Kelly trained on F-14s, largely air-to-air combat against Soviet MiG aircraft. He was fortunate not to have been required to put his knowledge to the test during combat situations but recalled being deployed in waters off the coast of the Middle East for eight months with contingency plans related to the Iranian Hostage Crisis in 1980. While deployed to the Middle East, Kelly was facing the possibility of facing American-made aircraft that had been sold to Iran before the overthrow of the Shah.
Sheppard said the MiG-21, 23, and 25 aircraft were “nowhere near as good as the F-14 was at that time.” Sheppard also said there was a learning curve to pick up the way the Soviet-era pilots flew their aircraft so that the F-14 pilots would be able to recognize that.
How did we learn to fly like the Russians? In 1976, elite Russian pilot Viktor Belenko defected to Japan in a MiG- 25 Foxbat, a high-altitude interceptor. Sheppard also said that the experiences of Navy pilots in Vietnam were a huge part of the ability to fly like a Russian.

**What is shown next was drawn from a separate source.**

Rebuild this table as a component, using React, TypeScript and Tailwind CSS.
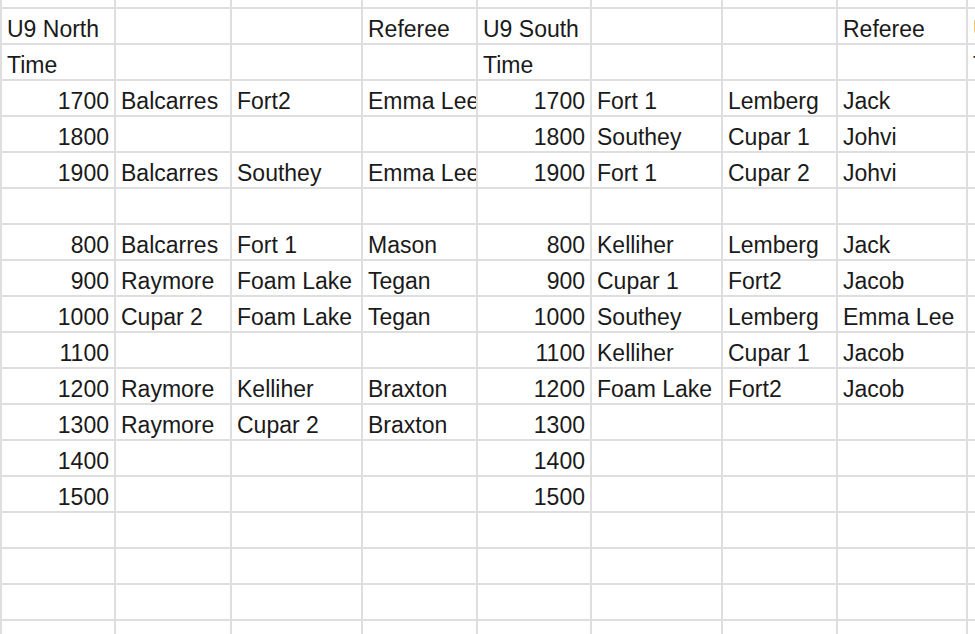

Regarding technology changes, Hortman said a big challenge over the course of a deployment today is that it would not be unusual to face a scenario that the pilot had never seen before. Missions could change with the snap of a finger.
TOPGUN training, particularly tactics-related training, is based on current techniques. Still, everyone on staff is charged with looking for what might be needed in five, ten, or even 20 years. “We’re constantly changing, testing, and evolving to determine if this is successful now. Our tactics absolutely evolve a lot.”
Hortman explained that after TOPGUN moved to Nevada, the Navy started developing many of the air-to-ground systems with pinpoint munitions that people see on the news today.
“The quality of professionalism of him (Hortman and other instructors) is second to none,” Kelly said. “Better than any instructor that I ever had in the Naval Academy, better than anyone I’ve ever seen give a talk, from preachers to whatever.”
It would be nearly impossible to talk about TOPGUN for half an hour without references to the movies. “Being on staff there is very different from how the movies portrayed it,” Hortman said. “Being on staff was the most family-oriented work environment I think I’ve ever been around. The wives were involved in a lot of stuff, the security guards knew the names of my wife and kid. It was very much a humble, quiet family-oriented place was the experience I had.” Definitely not what was portrayed in the movies!